If u don't have a garden, but still do the canning, and putting up does that count as homesteading? T
Yes, trudyjean, if you want to be considered a homesteader then you are a homesteader. I consider myself one and I'm just starting out, I don't even have my land cleared yet. kathyjo
i just signed on to this new forum today and already responded to one question. I have one now. Are there any men that use it. I seem to be in the minority here. Not that i can't learn from a woman as well as i man. I was just curious. Ladies have a nice day. Great hearing you exchange ideas.
I am sure that as others find the forum you will find other gents in residence,, But that said let me be the first to say welcome,,, I know that if my husband should bounce in with input it will be much differnt then my own since we do alot of differnt jobs around our kingdom,,he is my chainsaw welding rototiller guy,, ok ok so I also force the man and his poor children to fish and hunt on a few occasions pick berries,,as well..
Hey robocop, got something against lady homesteaders! I have been reading threads but have not ventured in, noticed jwj was around. Watch out for jwj, she is trouble! Watch what you say!
Welcome to the forum, Robo. I think if you read "Cold Mountain" by Charles Frazier you see a woman homesteader in full action. If she were alive today, she no doubt would not have time to visit online forums, but she would have a lot to contribute if she did. By the way, I understand they're making a movie of that book and Nicole Kidman is playing the part. What a riot!! -- Marie
Man is here.
I know many people that can't homestead on a farm for one reason or another but can, shop frugally, and try to grow fruits and vegetables from the balcony of their apartments...I think they are doing a fine job homesteading with what they have!
I'm glad someone started this subject. I too was wondering if I could consider myself a "homesteader". The family and I just had a cedar house built on two acres of forested land. Since moving in we have made friends with a retired neighbor who grows vegetables and fruit and has kept us well supplied. I actually made tomato juice for the first time this year (not enough to can since it was the first time and I was a little scared it wouldn't turn out) made homemade chilli out of it and hubby loved it! Canning apples this week if I get over this cold I have.
Also drug out my old bread machine and have been baking bread nearly every day ( I know it's the cheaters way but I wouldn't have time otherwise). We also bartered for a mama bear woodstove and have been using it ever since it turned cold. Our woodpile looks like the Great Wall of China so the electric bill should be down this winter! Hubby is always lovingly teasing me about being a homesteader, now I can tell him I am a homesteader!
Thanks for this post!
Homesteading is a state of mind!
I wholeheartedly agree, FarmerDave! The "original" homesteaders came from one way of life back East and found themselves smack in the middle of a much different place out West. Oh, sure, some (maybe most?) already knew how to milk a cow, make cheese, hunt, grow a garden, etc., but it HAD to be different from what they were used to.
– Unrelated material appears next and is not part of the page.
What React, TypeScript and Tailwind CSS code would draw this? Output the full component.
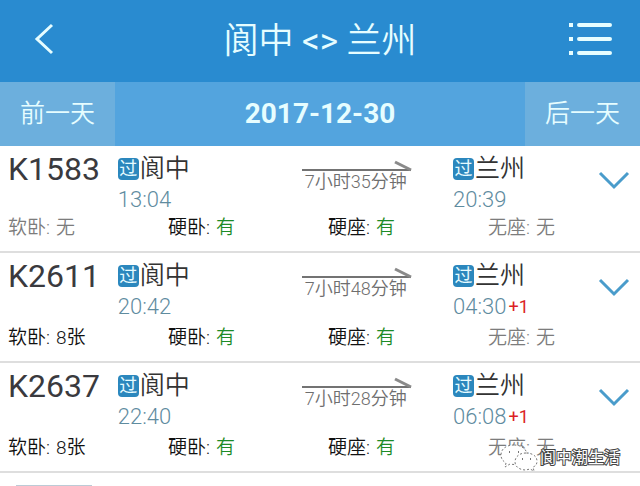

Different climate to learn to deal with, not so many close neighbors they could borrow something from and surely not a neighborhood store they could just pop into to pick up a bolt for the plow. They were alone and HAD to learn to do ~ or die. All these things made for a heckuva transition and learning time, I'm sure.
Fast forward a hundred years. Now, people in suburbia long for a little simpler life, much like the original homesteaders did when they first found out there was another life out there. Nowadays, they may or may not uproot the family and head to the country, but they all do make a "move" in their minds. And they start learning... Sounds like a homesteader to me.
Hello, robocop. I, too am a retired police officer (25 years). I retired in '01. Not New York, though, just a small town in Oklahoma. But it was exciting, none the less. But I'm glad it's over. I now live on 5 acres in the country and can't find time (believe it or not) to do everything that needs to be done around here. I garden, fish, hunt occasionally, & have recently been learning about plant propagation. My wife cans the stuff from the garden. We've raised pigs, chickens, rabbits, etc. This spring I hope to get three or four calves and butcher one in the fall.